==== DATA SUPPLIED ====

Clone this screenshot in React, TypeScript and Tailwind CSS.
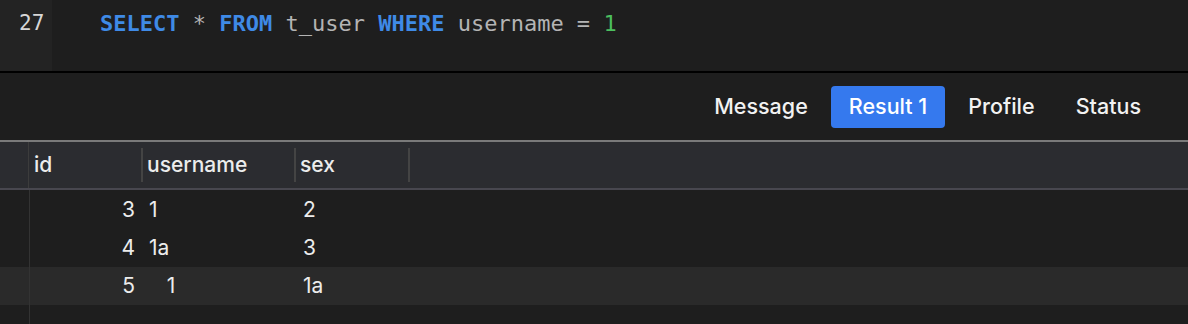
import React from 'react';

const mono = { fontFamily: '"DejaVu Sans Mono", monospace' };

const tabs = ['Message', 'Result 1', 'Profile', 'Status'];

const rows = [
  { id: '3', username: '1', sex: '2' },
  { id: '4', username: '1a', sex: '3' },
  { id: '5', username: '\u00a0\u00a0\u00a01', sex: '1a' },
];

const App: React.FC = () => {
  return (
    <div className="w-[1188px] h-[324px] bg-[#1e1e1e] overflow-hidden font-['Inter',sans-serif] text-[#ececec]">
      {/* editor */}
      <div className="flex h-[71px]">
        <div className="w-[52px] bg-[#232323] text-[#d6d6d6] text-[21px] pt-[8px] pl-[19px]" style={mono}>27</div>
        <div className="flex-1 pl-[48px] pt-[7px] text-[22px] whitespace-pre text-[#b4b4b4]" style={mono}>
          <span className="text-[#3f8ae6] font-bold">SELECT</span> * <span className="text-[#3f8ae6] font-bold">FROM</span> t_user{' '}
          <span className="text-[#3f8ae6] font-bold">WHERE</span> username = <span className="text-[#4cbf5e]">1</span>
        </div>
      </div>
      <div className="h-[2px] bg-black" />

      {/* tabs */}
      <div className="flex justify-end items-center h-[67px] pr-[29px] gap-[5px]">
        {tabs.map((t) => (
          <div
            key={t}
            className={`h-[42px] px-[18px] flex items-center text-[21.5px] font-medium rounded-[4px] ${
              t === 'Result 1' ? 'bg-[#3579ee] text-white' : 'text-[#f2f2f2]'
            }`}
          >
            {t}
          </div>
        ))}
      </div>

      {/* table */}
      <div className="h-[2px] bg-[#7a7a7a]" />
      <div className="flex h-[46px] bg-[#2b2c30] items-center text-[21px] font-medium">
        <div className="w-[29px] self-stretch border-r border-[#3c3c3c]" />
        <div className="w-[114px] h-[34px] flex items-center pl-[5px] border-r-2 border-[#444]">id</div>
        <div className="w-[153px] h-[34px] flex items-center pl-[4px] border-r-2 border-[#444]">username</div>
        <div className="w-[114px] h-[34px] flex items-center pl-[4px] border-r-2 border-[#444]">sex</div>
      </div>
      <div className="h-[2px] bg-[#48474f]" />
      <div className="relative text-[21px]">
        <div className="absolute left-[29px] top-0 w-px h-[200px] bg-[#333]" />
        <div className="h-[1px]" />
        {rows.map((r, i) => (
          <div key={r.id} className={`flex items-center h-[38px] ${i === 2 ? 'bg-[#2a2a2a]' : ''}`}>
            <div className="w-[30px]" />
            <div className="w-[113px] text-right pr-[8px]">{r.id}</div>
            <div className="w-[153px] pl-[6px] whitespace-pre">{r.username}</div>
            <div className="w-[114px] pl-[7px]">{r.sex}</div>
          </div>
        ))}
      </div>
    </div>
  );
};

export default App;
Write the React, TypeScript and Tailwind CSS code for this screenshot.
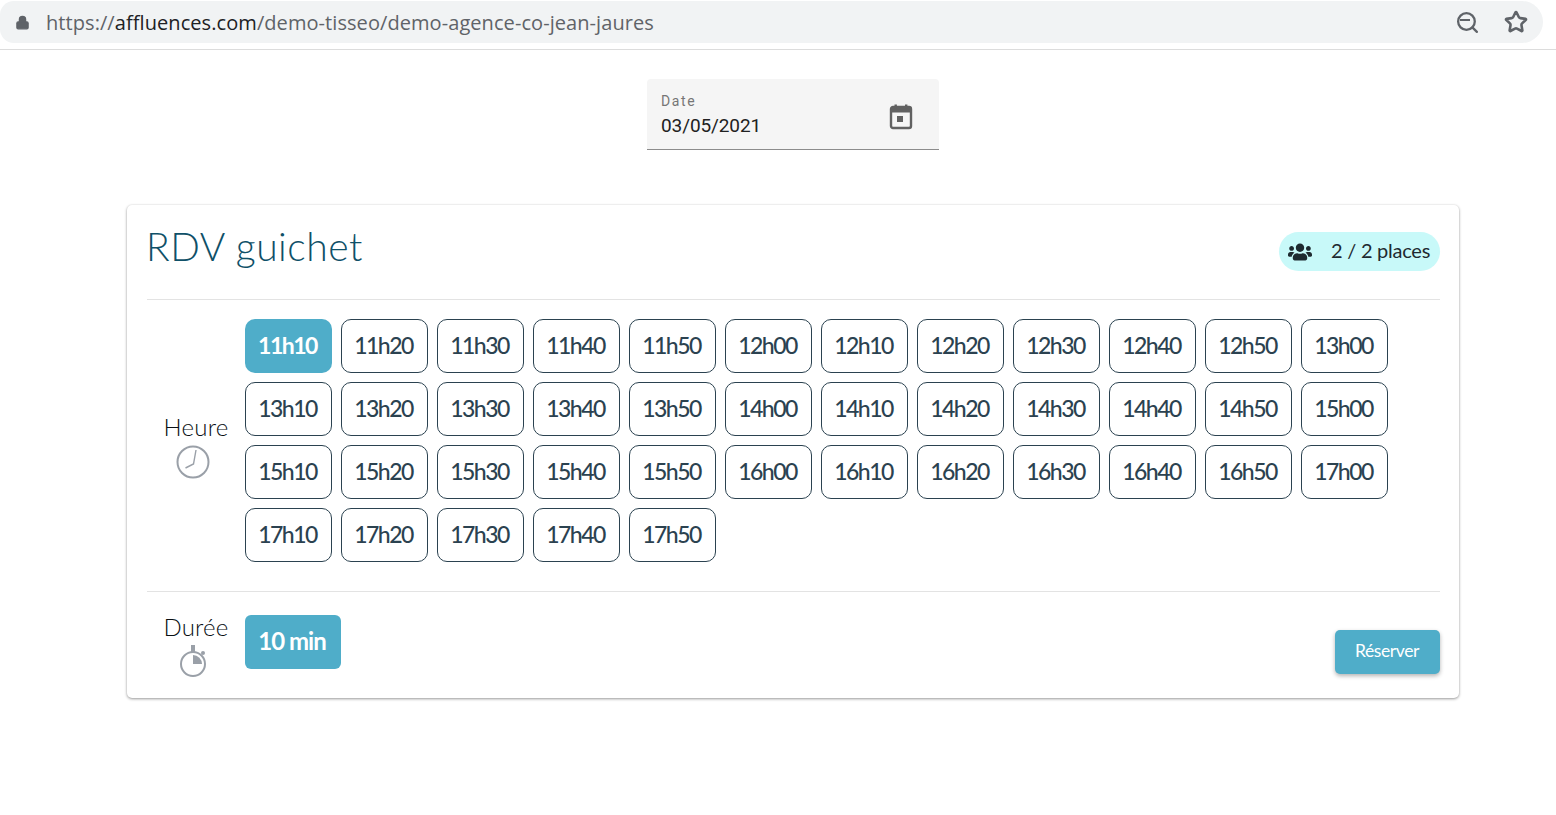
import { Lock, Search, Star } from "lucide-react";
import { FaUsers } from "react-icons/fa";

const SLOTS = [
  "11h10", "11h20", "11h30", "11h40", "11h50", "12h00", "12h10", "12h20", "12h30", "12h40", "12h50", "13h00",
  "13h10", "13h20", "13h30", "13h40", "13h50", "14h00", "14h10", "14h20", "14h30", "14h40", "14h50", "15h00",
  "15h10", "15h20", "15h30", "15h40", "15h50", "16h00", "16h10", "16h20", "16h30", "16h40", "16h50", "17h00",
  "17h10", "17h20", "17h30", "17h40", "17h50",
];

function AddressBar() {
  return (
    <div className="h-[50px] border-b border-[#dcdcdc] pt-px">
      <div className="flex h-[42px] w-[1543px] items-center rounded-r-[21px] rounded-l-[14px] bg-[#f1f3f4] pl-[15px] pr-[14px] font-['Open_Sans',sans-serif]">
        <Lock size={15} className="fill-[#5f6368] text-[#5f6368]" />
        <div className="ml-[16px] pt-[1px] text-[20px] tracking-[0.07px] text-[#5f6368]">
          https://<span className="text-[#202124]">affluences.com</span>/demo-tisseo/demo-agence-co-jean-jaures
        </div>
        <div className="ml-auto flex items-center gap-[24px] text-[#5f6368]">
          <div className="relative">
            <Search size={25} strokeWidth={2.2} />
            <div className="absolute left-[5px] top-[9px] h-[2px] w-[10px] bg-[#5f6368]" />
          </div>
          <Star size={24} strokeWidth={2.6} className="mr-px" />
        </div>
      </div>
    </div>
  );
}

function CalendarIcon() {
  return (
    <svg width="24" height="26" viewBox="0 0 24 26" fill="none" className="mt-[5px] block">
      <rect x="2" y="3" width="20" height="21" rx="2" stroke="#616161" strokeWidth="2.4" />
      <rect x="2" y="3" width="20" height="5.5" fill="#616161" />
      <rect x="5.5" y="0.5" width="2.4" height="4" fill="#616161" />
      <rect x="16" y="0.5" width="2.4" height="4" fill="#616161" />
      <rect x="8" y="12" width="6" height="6" fill="#616161" />
    </svg>
  );
}

function DateField() {
  return (
    <div className="ml-[647px] flex h-[71px] w-[292px] items-center justify-between rounded-t border-b border-[#8c8c8c] bg-[#f5f5f5] pl-[14px] pr-[26px]">
      <div className="pt-[2px] font-['Roboto',sans-serif]">
        <div className="text-[14px] leading-[16px] tracking-[1.6px] text-[#757575]">Date</div>
        <div className="mt-[5px] text-[19px] leading-[24px] tracking-[-0.1px] text-[#212121]">03/05/2021</div>
      </div>
      <CalendarIcon />
    </div>
  );
}

function ClockIcon() {
  return (
    <svg width="34" height="34" viewBox="0 0 34 34" fill="none" stroke="#9aa0a8" className="block">
      <circle cx="17" cy="17" r="15.5" strokeWidth="2" />
      <path d="M20 5 L17.5 19 L9.5 23" strokeWidth="1.4" />
    </svg>
  );
}

function TimerIcon() {
  return (
    <svg width="28" height="34" viewBox="0 0 28 34" fill="none" className="block">
      <circle cx="14" cy="20" r="12" stroke="#9aa0a8" strokeWidth="2" />
      <path d="M14 20 V11 A9 9 0 0 1 23 20 Z" fill="#9aa0a8" />
      <rect x="12" y="1" width="4" height="7" fill="#9aa0a8" />
      <circle cx="24" cy="9" r="2" fill="#9aa0a8" />
    </svg>
  );
}

function Slot({ label, selected }: { label: string; selected?: boolean }) {
  return (
    <button
      className={
        selected
          ? "h-[54px] w-[87px] rounded-[10px] bg-[#4fadc9] pb-[2px] pr-[2px] text-[23px] font-bold tracking-[-1.5px] text-white"
          : "h-[54px] w-[87px] rounded-[10px] border border-[#2b4250] bg-white pb-[2px] pr-[2px] text-[23px] font-medium tracking-[-1.5px] text-[#2b4250]"
      }
    >
      {label}
    </button>
  );
}

export default function App() {
  return (
    <div className="min-h-[815px] bg-white font-['Lato',sans-serif]">
      <AddressBar />
      <div className="pt-[29px]">
        <DateField />
      </div>
      <div className="ml-[127px] mt-[55px] h-[493px] w-[1332px] rounded-[5px] bg-white pl-[20px] pr-[19px] shadow-[0_1px_3px_rgba(0,0,0,0.4),0_0_2px_rgba(0,0,0,0.06)]">
        <div className="flex h-[95px] items-start justify-between border-b border-[#e3e3e3]">
          <h1 className="-ml-px pt-[17px] text-[39px] font-light leading-[48px] tracking-[0.55px] text-[#0f5068]">RDV guichet</h1>
          <div className="mt-[27px] flex h-[39px] w-[161px] items-center rounded-full bg-[#c8f9f9] pl-[9px] text-[#1e2a30]">
            <FaUsers size={24} />
            <span className="mb-[3px] ml-[19px] whitespace-nowrap text-[20px] tracking-[-0.25px]">2 / 2 places</span>
          </div>
        </div>

        <div className="flex h-[292px] border-b border-[#e3e3e3] pt-[19px]">
          <div className="flex w-[98px] flex-col items-center pt-[94px]">
            <div className="text-[24px] font-light leading-[28px] tracking-[0.2px] text-[#0a0f14]">Heure</div>
            <div className="mr-[6px] mt-[4px]"><ClockIcon /></div>
          </div>
          <div className="grid h-[243px] grid-cols-[repeat(12,87px)] content-start gap-x-[9px] gap-y-[9px]">
            {SLOTS.map((s, i) => (
              <Slot key={s} label={s} selected={i === 0} />
            ))}
          </div>
        </div>

        <div className="flex items-start pt-[23px]">
          <div className="flex w-[98px] flex-col items-center">
            <div className="-mt-[2px] text-[24px] font-light leading-[28px] tracking-[0.2px] text-[#0a0f14]">Durée</div>
            <div className="mr-[6px] mt-[3px]"><TimerIcon /></div>
          </div>
          <button className="h-[54px] w-[96px] rounded-[6px] bg-[#4fadc9] pb-[2px] pr-[2px] text-[24px] font-bold tracking-[-1px] text-white">
            10 min
          </button>
          <button className="ml-auto mt-[15px] h-[44px] w-[105px] rounded-[5px] bg-[#4fadc9] pb-[2px] pr-[1px] text-[17.5px] tracking-[-0.4px] text-white shadow-[0_2px_4px_rgba(0,0,0,0.3)]">
            Réserver
          </button>
        </div>
      </div>
    </div>
  );
}
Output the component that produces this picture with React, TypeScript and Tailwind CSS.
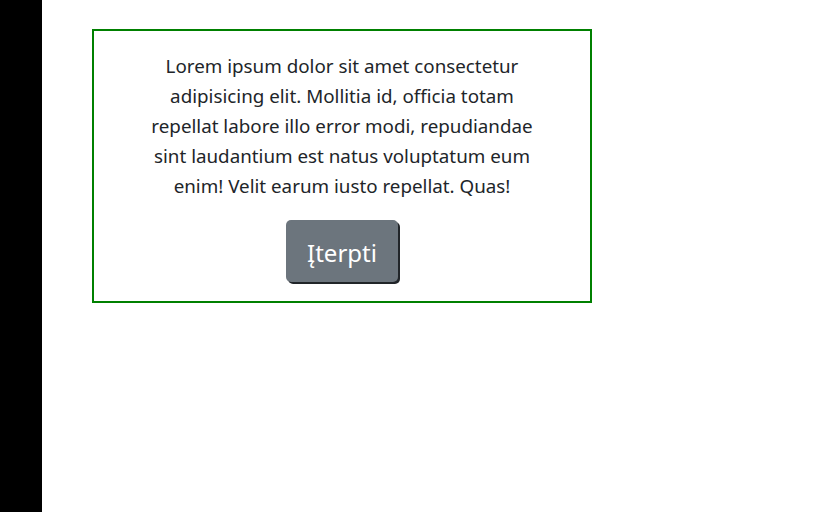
export default function App() {
  return (
    <div className="flex h-[512px] w-[813px] bg-white font-['Segoe_UI','Noto_Sans',sans-serif] text-[#212529]">
      <div className="w-[42px] shrink-0 bg-black" />
      <div className="pl-[50px] pt-[29px]">
        <div className="flex w-[500px] flex-col items-center border-2 border-[#008000] pt-[20px] pb-[19px]">
          <p className="w-[388px] text-center text-[18.8px] leading-[30px]">
            Lorem ipsum dolor sit amet consectetur adipisicing elit. Mollitia id, officia totam repellat labore illo
            error modi, repudiandae sint laudantium est natus voluptatum eum enim! Velit earum iusto repellat. Quas!
          </p>
          <button
            type="button"
            className="mt-[19px] h-[62px] w-[112px] rounded-[5px] bg-[#6c757d] pt-[3px] text-[24px] text-white shadow-[2px_2px_0_#212529]"
          >
            Įterpti
          </button>
        </div>
      </div>
    </div>
  );
}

====

**WRITTEN TASK:** Find every line with "Tailwind" in the listing and state how many there are, nothing else.

**EXPECTED ANSWER:** 3